If you're doing corporate travel, complex international ticketing, or working within a larger organization that requires GDS - then yes, you need GDS proficiency.
Most independent leisure agents today can build a solid business entirely on portal-based booking, supplemented with direct supplier relationships.
What About the Future?
I won't pretend to predict the industry, but here are observable trends:
- GDS systems are modernizing - Amadeus Selling Platform, Sabre Red 360. They know the old green-screen interfaces are a barrier.
- Portals are getting more sophisticated - Better air content integration, more robust back-office tools, API capabilities.
- NDC is changing airline distribution - potentially disrupting traditional GDS models.

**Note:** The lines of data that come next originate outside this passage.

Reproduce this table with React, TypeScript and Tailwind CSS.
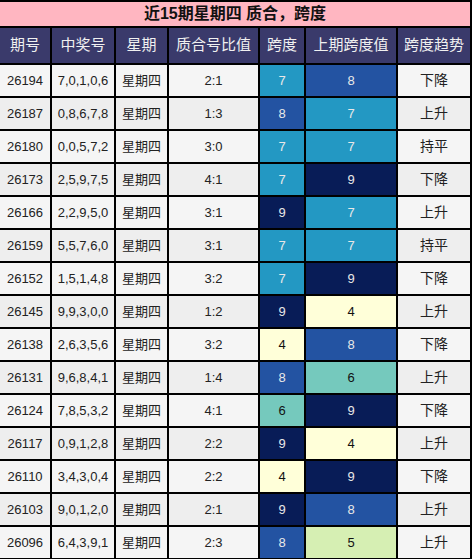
import React from 'react';

const rows: [string, string, string, number, number, string][] = [
  ['26194', '7,0,1,0,6', '2:1', 7, 8, '下降'],
  ['26187', '0,8,6,7,8', '1:3', 8, 7, '上升'],
  ['26180', '0,0,5,7,2', '3:0', 7, 7, '持平'],
  ['26173', '2,5,9,7,5', '4:1', 7, 9, '下降'],
  ['26166', '2,2,9,5,0', '3:1', 9, 7, '上升'],
  ['26159', '5,5,7,6,0', '3:1', 7, 7, '持平'],
  ['26152', '1,5,1,4,8', '3:2', 7, 9, '下降'],
  ['26145', '9,9,3,0,0', '1:2', 9, 4, '上升'],
  ['26138', '2,6,3,5,6', '3:2', 4, 8, '下降'],
  ['26131', '9,6,8,4,1', '1:4', 8, 6, '上升'],
  ['26124', '7,8,5,3,2', '4:1', 6, 9, '下降'],
  ['26117', '0,9,1,2,8', '2:2', 9, 4, '上升'],
  ['26110', '3,4,3,0,4', '2:2', 4, 9, '下降'],
  ['26103', '9,0,1,2,0', '2:1', 9, 8, '上升'],
  ['26096', '6,4,3,9,1', '2:3', 8, 5, '上升'],
];

// heat colours for span values
const spanColor: Record<number, string> = {
  4: 'bg-[#ffffd9] text-[#111]',
  5: 'bg-[#d6efb3] text-[#111]',
  6: 'bg-[#75c9bd] text-[#111]',
  7: 'bg-[#2398c3] text-[#e8e8e8]',
  8: 'bg-[#2353a2] text-[#e8e8e8]',
  9: 'bg-[#081c57] text-[#e8e8e8]',
};

const headers = ['期号', '中奖号', '星期', '质合号比值', '跨度', '上期跨度值', '跨度趋势'];

export default function App() {
  return (
    <div
      className="w-[472px] h-[559px] bg-black pt-[2px] pr-[2px] overflow-hidden"
      style={{ fontFamily: '"Liberation Sans", Arial, "Noto Sans CJK SC", sans-serif' }}
    >
      <div className="grid grid-cols-[50px_62px_51px_89px_44px_90px_72px] gap-[2px] grid-rows-[24px_35px_repeat(15,31px)]">
        <div className="col-span-7 bg-[#ffb6c1] flex items-center justify-center text-[16px] font-bold text-[#111]">
          近15期星期四 质合，跨度
        </div>
        {headers.map((h) => (
          <div key={h} className="bg-[#3a3a6b] text-[#f0f0f0] text-[15px] flex items-center justify-center">
            {h}
          </div>
        ))}
        {rows.map((r, i) => {
          const bg = i % 2 === 0 ? 'bg-[#f5f5f5]' : 'bg-[#eeeeee]';
          const cell = `${bg} text-[13px] text-[#222] flex items-center justify-center`;
          return (
            <React.Fragment key={r[0]}>
              <div className={cell}>{r[0]}</div>
              <div className={cell}>{r[1]}</div>
              <div className={cell}>星期四</div>
              <div className={cell}>{r[2]}</div>
              <div className={`${spanColor[r[3]]} text-[13px] flex items-center justify-center`}>{r[3]}</div>
              <div className={`${spanColor[r[4]]} text-[13px] flex items-center justify-center`}>{r[4]}</div>
              <div className={`${bg} text-[14px] text-[#222] flex items-center justify-center`}>{r[5]}</div>
            </React.Fragment>
          );
        })}
      </div>
    </div>
  );
}
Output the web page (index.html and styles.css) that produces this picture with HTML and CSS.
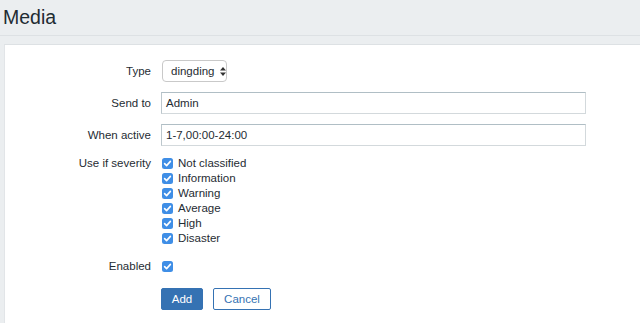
FILE: index.html
```html
<!DOCTYPE html>
<html>
<head>
<meta charset="utf-8">
<link rel="stylesheet" href="styles.css">
</head>
<body>
<header class="header"><h1 class="title">Media</h1></header>
<main class="panel">
  <form class="form">
    <div class="row">
      <label class="label">Type</label>
      <div class="select"><span class="select-text">dingding</span>
        <svg class="select-arrows" width="6" height="9" viewBox="0 0 6 9"><path d="M3 0L6 3.5H0Z" fill="#333"/><path d="M3 9L6 5.5H0Z" fill="#333"/></svg>
      </div>
    </div>
    <div class="row">
      <label class="label">Send to</label>
      <div class="input">Admin</div>
    </div>
    <div class="row">
      <label class="label">When active</label>
      <div class="input">1-7,00:00-24:00</div>
    </div>
    <div class="row row-checks">
      <label class="label label-line">Use if severity</label>
      <ul class="checks">
        <li class="check-line"><span class="cb"><svg width="11" height="11" viewBox="0 0 11 11"><path d="M2.6 5.6L4.6 7.6L8.4 3.4" fill="none" stroke="#fff" stroke-width="1.6" stroke-linecap="round" stroke-linejoin="round"/></svg></span>Not classified</li>
        <li class="check-line"><span class="cb"><svg width="11" height="11" viewBox="0 0 11 11"><path d="M2.6 5.6L4.6 7.6L8.4 3.4" fill="none" stroke="#fff" stroke-width="1.6" stroke-linecap="round" stroke-linejoin="round"/></svg></span>Information</li>
        <li class="check-line"><span class="cb"><svg width="11" height="11" viewBox="0 0 11 11"><path d="M2.6 5.6L4.6 7.6L8.4 3.4" fill="none" stroke="#fff" stroke-width="1.6" stroke-linecap="round" stroke-linejoin="round"/></svg></span>Warning</li>
        <li class="check-line"><span class="cb"><svg width="11" height="11" viewBox="0 0 11 11"><path d="M2.6 5.6L4.6 7.6L8.4 3.4" fill="none" stroke="#fff" stroke-width="1.6" stroke-linecap="round" stroke-linejoin="round"/></svg></span>Average</li>
        <li class="check-line"><span class="cb"><svg width="11" height="11" viewBox="0 0 11 11"><path d="M2.6 5.6L4.6 7.6L8.4 3.4" fill="none" stroke="#fff" stroke-width="1.6" stroke-linecap="round" stroke-linejoin="round"/></svg></span>High</li>
        <li class="check-line"><span class="cb"><svg width="11" height="11" viewBox="0 0 11 11"><path d="M2.6 5.6L4.6 7.6L8.4 3.4" fill="none" stroke="#fff" stroke-width="1.6" stroke-linecap="round" stroke-linejoin="round"/></svg></span>Disaster</li>
      </ul>
    </div>
    <div class="row row-enabled">
      <label class="label label-line">Enabled</label>
      <div class="check-line"><span class="cb"><svg width="11" height="11" viewBox="0 0 11 11"><path d="M2.6 5.6L4.6 7.6L8.4 3.4" fill="none" stroke="#fff" stroke-width="1.6" stroke-linecap="round" stroke-linejoin="round"/></svg></span></div>
    </div>
    <div class="row row-buttons">
      <span class="label"></span>
      <div class="buttons">
        <button type="button" class="btn btn-primary">Add</button>
        <button type="button" class="btn btn-alt">Cancel</button>
      </div>
    </div>
  </form>
</main>
</body>
</html>
```
FILE: styles.css
```css
html, body {
  margin: 0;
  padding: 0;
  height: 100%;
  overflow: hidden;
}
body {
  background: #ebeef0;
  font-family: "Liberation Sans", Arial, Helvetica, sans-serif;
  font-size: 11.5px;
  color: #1f2c33;
  display: flex;
  flex-direction: column;
}
.header {
  flex: none;
  height: 36px;
  border-bottom: 1px solid #dde1e4;
  padding: 5px 0 0 3px;
  box-sizing: border-box;
}
.title {
  margin: 0;
  font-size: 19.5px;
  line-height: 24px;
  font-weight: normal;
  color: #1f2c33;
}
.panel {
  flex: 1;
  min-height: 0;
  margin: 8px 0 0 4px;
  background: #fff;
  border-top: 1px solid #dde1e4;
  border-left: 1px solid #e2e5e8;
  padding-top: 15px;
}
.form {
  display: flex;
  flex-direction: column;
}
.row {
  display: flex;
  align-items: center;
  column-gap: 10px;
}
.row + .row { margin-top: 10px; }
.row.row-checks { margin-top: 10px; align-items: flex-start; }
.row.row-enabled { margin-top: 13px; align-items: flex-start; }
.row.row-buttons { margin-top: 14px; }
.label {
  width: 146px;
  flex: none;
  text-align: right;
}
.label-line { line-height: 15px; }
.select {
  width: 65px;
  height: 22px;
  box-sizing: border-box;
  border: 1px solid #c9c9c9;
  border-radius: 4px;
  display: flex;
  align-items: center;
  padding-left: 8px;
  margin-left: 1px;
  background: #fff;
}
.select-text { flex: none; }
.select-arrows { margin-left: 6px; flex: none; }
.input {
  width: 425px;
  height: 22px;
  box-sizing: border-box;
  border: 1px solid #d3d9dc;
  border-top-color: #b0bec5;
  border-left-color: #bcc7cd;
  padding-left: 4px;
  line-height: 20px;
}
.checks {
  list-style: none;
  margin: 0;
  padding: 0;
}
.check-line {
  display: flex;
  align-items: center;
  height: 15px;
  line-height: 15px;
  margin-left: 1px;
}
.cb {
  width: 11px;
  height: 11px;
  border-radius: 2.5px;
  background: #3f8ee6;
  display: inline-flex;
  margin-right: 5px;
  flex: none;
}
.cb svg { display: block; }
.buttons {
  display: flex;
  column-gap: 10px;
}
.btn {
  height: 22px;
  box-sizing: border-box;
  font-family: inherit;
  font-size: 11.5px;
  padding: 0;
  border-radius: 2px;
  cursor: pointer;
}
.btn-primary {
  width: 42px;
  background: #3572b3;
  border: 1px solid #3572b3;
  color: #fff;
}
.btn-alt {
  width: 58px;
  background: #fff;
  border: 1px solid #3572b3;
  color: #3572b3;
}
```
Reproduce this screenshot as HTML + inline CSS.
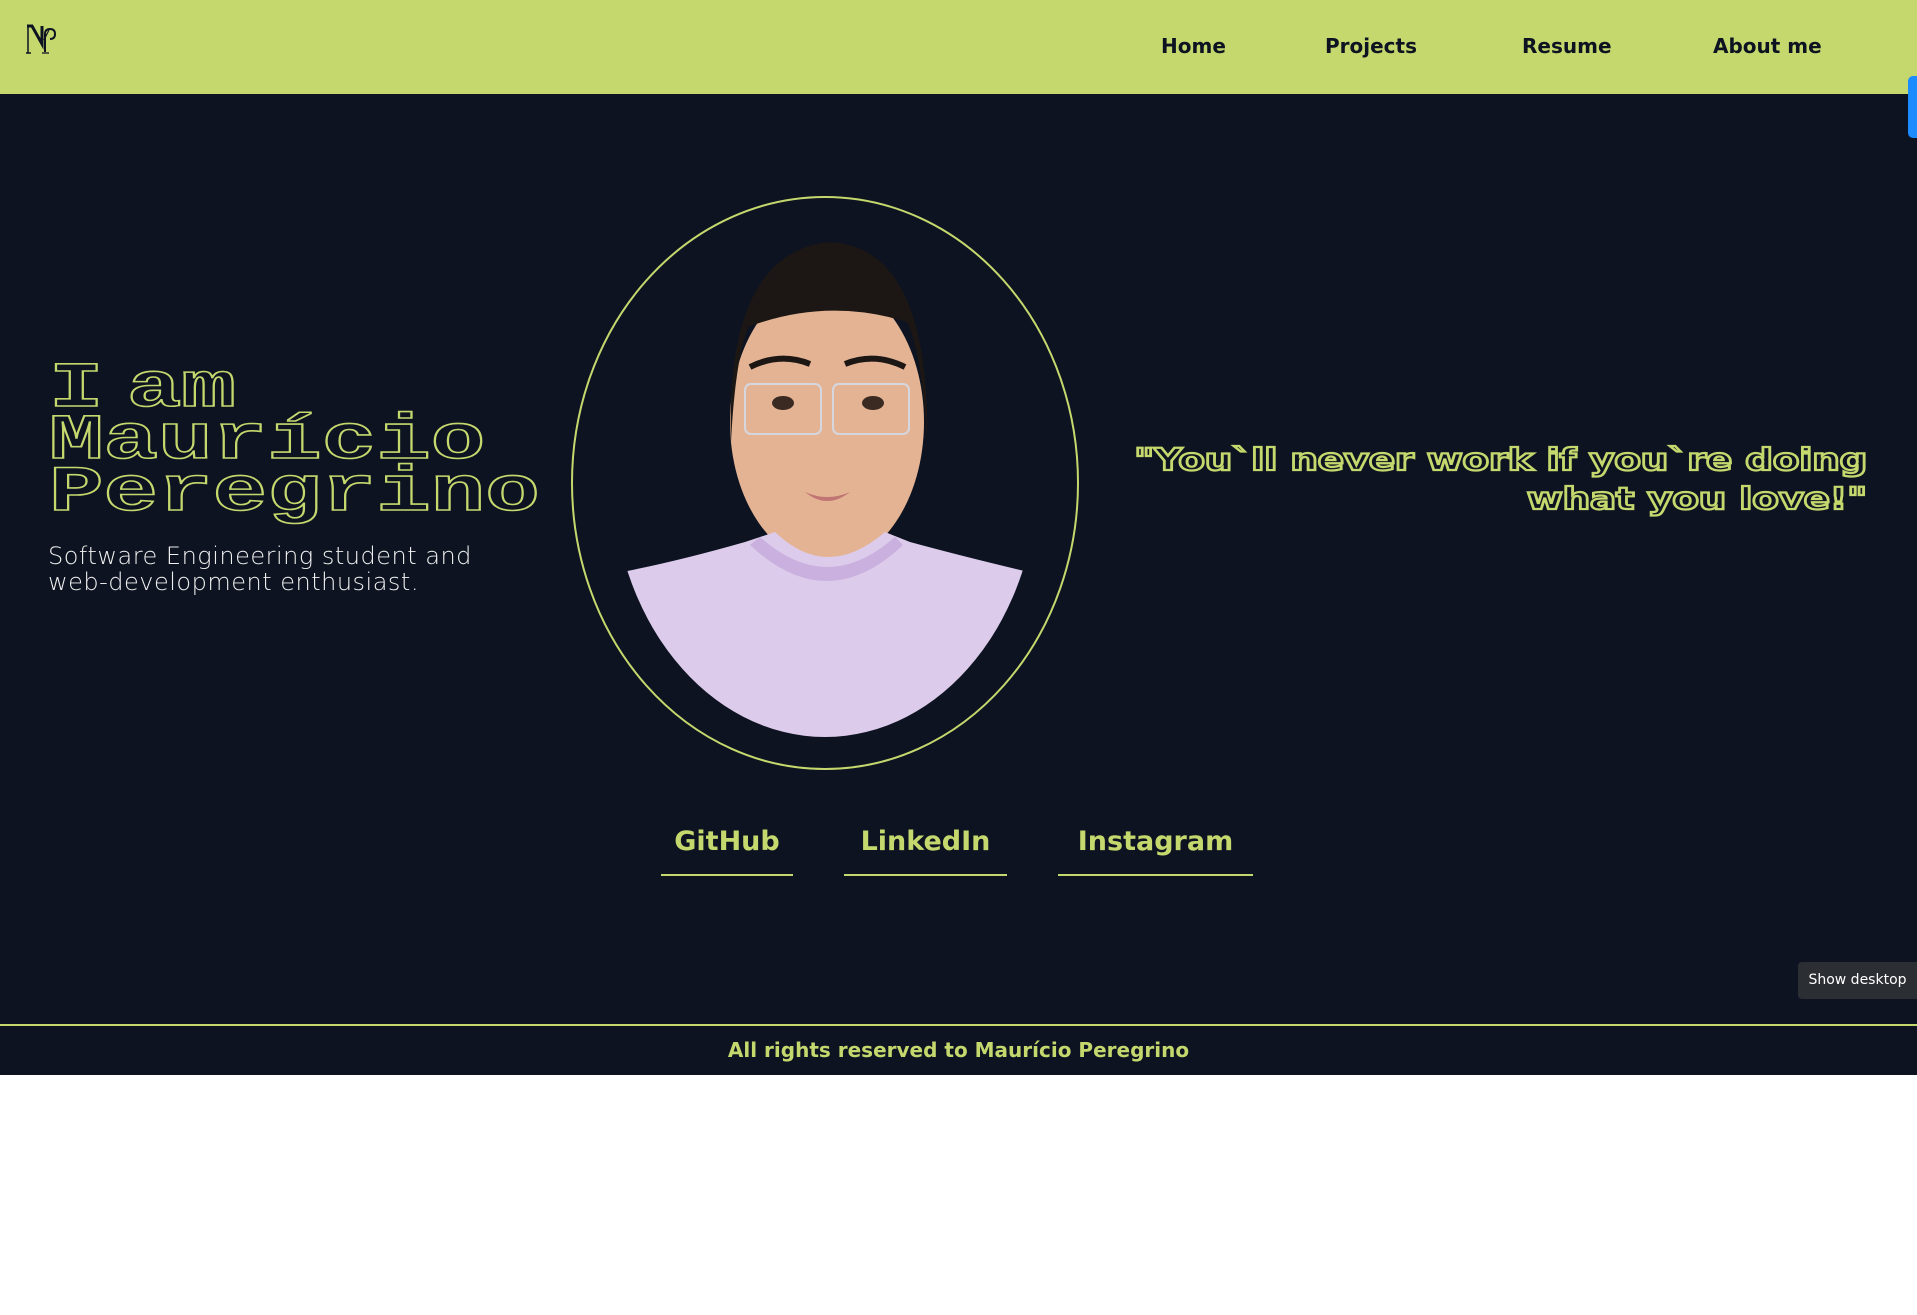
<!DOCTYPE html>
<html><head><meta charset="utf-8">
<style>
*{margin:0;padding:0;box-sizing:border-box}
html,body{width:1917px;height:1315px;background:#fff;overflow:hidden;font-family:"Liberation Sans",sans-serif}
.hdr{position:absolute;left:0;top:0;width:1917px;height:94px;background:#c5d86d}
.nav{position:absolute;top:34px;font:900 20px "DejaVu Sans",sans-serif;color:#0d1321}
.main{position:absolute;left:0;top:94px;width:1917px;height:931px;background:#0d1321}
.title{position:absolute;left:49px;top:364px;font:bold 64px/52px "Liberation Mono",monospace;color:transparent;-webkit-text-stroke:1.6px #c5d86d;transform:scaleX(1.42);transform-origin:left top;white-space:nowrap;word-spacing:-22px}
.sub{position:absolute;left:48px;top:543px;font:24px/26px "DejaVu Sans",sans-serif;color:#f0f0f0;letter-spacing:0.5px;font-weight:300}
.quote{position:absolute;right:50px;top:441px;width:900px;text-align:right;font:bold 30px/39px "DejaVu Sans",sans-serif;color:#0d1321;-webkit-text-stroke:2.2px #c5d86d;letter-spacing:-0.3px;transform:scaleX(1.3);transform-origin:right top}
.lnk{position:absolute;top:826px;font:900 27px "DejaVu Sans",sans-serif;color:#c5d86d;text-align:center;height:50px;border-bottom:2px solid #c5d86d}
.foot{position:absolute;left:0;top:1024px;width:1917px;height:51px;background:#0d1321;border-top:2px solid #c5d86d;text-align:center;font:900 20px/48px "DejaVu Sans",sans-serif;color:#c5d86d}
.tip{position:absolute;left:1798px;top:962px;width:119px;height:37px;background:#2b2e33;border-radius:4px 0 0 4px;color:#fff;font:14px/37px "DejaVu Sans",sans-serif;text-align:center}
</style></head><body>
<div class="hdr">
<svg style="position:absolute;left:24px;top:22px" width="40" height="40" viewBox="0 0 40 40">
<path d="M3 4h5l10 18V4" fill="none" stroke="#0d1321" stroke-width="3"/>
<path d="M4 4v27M2 31h5" stroke="#0d1321" stroke-width="1.5" fill="none"/>
<path d="M21 30V12q0-5 5-5 5 0 5 5t-5 5" stroke="#0d1321" stroke-width="2" fill="none"/>
<path d="M18 31h7M25 8l-5 10" stroke="#0d1321" stroke-width="1.2" fill="none"/>
</svg>
<div class="nav" style="left:1161px">Home</div>
<div class="nav" style="left:1325px">Projects</div>
<div class="nav" style="left:1522px">Resume</div>
<div class="nav" style="left:1713px">About me</div>
</div>
<div style="position:absolute;left:1908px;top:76px;width:9px;height:62px;background:#1a8cff;border-radius:5px 0 0 5px;z-index:3"></div>
<div class="main"></div>
<div class="title">I am<br>Maurício<br>Peregrino</div>
<div class="sub">Software Engineering student and<br>web-development enthusiast.</div>
<svg style="position:absolute;left:565px;top:192px" width="520" height="582" viewBox="0 0 520 582">
<defs><clipPath id="c"><ellipse cx="260" cy="280" rx="213" ry="265"/></clipPath></defs>
<ellipse cx="260" cy="291" rx="253" ry="286" fill="none" stroke="#c5d86d" stroke-width="2"/>
<g clip-path="url(#c)">
<rect x="215" y="290" width="92" height="100" fill="#d9a283"/>
<ellipse cx="262" cy="230" rx="97" ry="142" fill="#e4b393"/>
<path d="M166 250 Q160 60 265 50 Q365 55 362 250 Q357 160 342 130 Q262 105 183 135 Q170 170 166 250Z" fill="#1c1714"/>
<path d="M52 381 Q110 370 180 350 L210 340 Q262 390 320 340 L345 350 Q400 365 468 381 L500 600 L30 600Z" fill="#dccbea"/>
<path d="M195 345 Q262 405 330 345 L338 353 Q262 425 185 353Z" fill="#c9b0df"/>
<rect x="180" y="192" width="76" height="50" rx="6" fill="none" stroke="#d6d6de" stroke-width="2"/>
<rect x="268" y="192" width="76" height="50" rx="6" fill="none" stroke="#d6d6de" stroke-width="2"/>
<path d="M185 175 Q215 160 245 172 M280 172 Q310 160 340 175" stroke="#1c1714" stroke-width="6" fill="none"/>
<ellipse cx="218" cy="211" rx="11" ry="7" fill="#3a2a22"/>
<ellipse cx="308" cy="211" rx="11" ry="7" fill="#3a2a22"/>
<path d="M240 300 Q262 310 285 300 Q262 318 240 300Z" fill="#c07474"/>
</g>
</svg>
<div class="quote">"You`ll never work if you`re doing<br>what you love!"</div>
<div class="lnk" style="left:661px;width:132px">GitHub</div>
<div class="lnk" style="left:844px;width:163px">LinkedIn</div>
<div class="lnk" style="left:1058px;width:195px">Instagram</div>
<div class="tip">Show desktop</div>
<div class="foot">All rights reserved to Maurício Peregrino</div>
</body></html>
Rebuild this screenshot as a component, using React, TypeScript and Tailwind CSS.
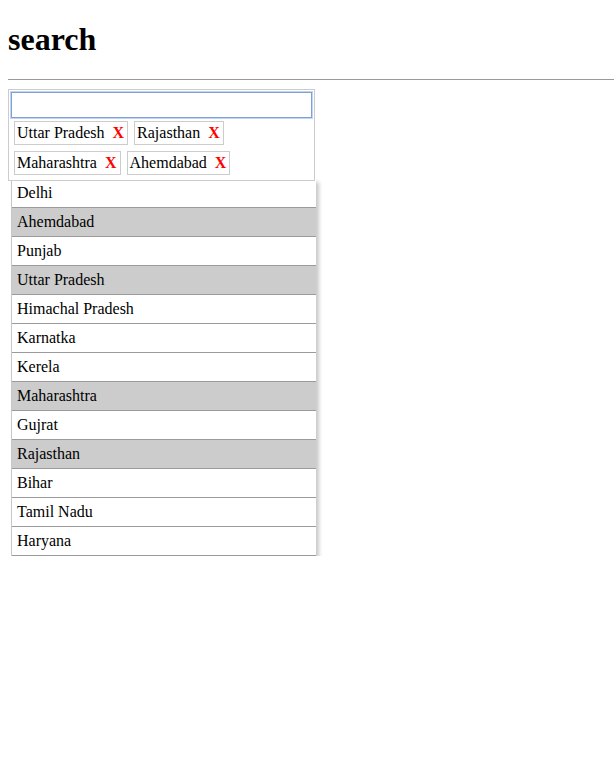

- Suppliers are going direct - hotel chains and airlines investing in their own B2B solutions.
The lines will continue blurring. The agents who thrive will be comfortable with multiple systems, choosing based on transaction type rather than ideology.
Making Your Decision
Ask yourself these questions:
- What percentage of your bookings are hotels/destinations vs. air?
- Do you have corporate accounts requiring GDS access?
- What's your realistic monthly booking volume?
- How much are you willing to invest in training?
- What destinations drive most of your business?
If you answered mostly hotels, no corporate requirements, moderate volume, minimal training budget, and destinations like Thailand, Malaysia, Hong Kong - start with a B2B travel portal. You can always add GDS later if your business demands it.
If corporate, air-heavy, and working within established systems - GDS remains essential, potentially supplemented with portals for hotel-only requests.
The Bottom Line
There's no universal "better." There's only "better for your specific situation."
GDS didn't become the industry backbone by accident. But neither did B2B portals grow to billions in transactions by being inferior. They solved different problems for different users.
Evaluate honestly based on your actual business mix, not on what sounds more "professional" or "modern." The agents making money are using whatever works - and often, that means having both tools available.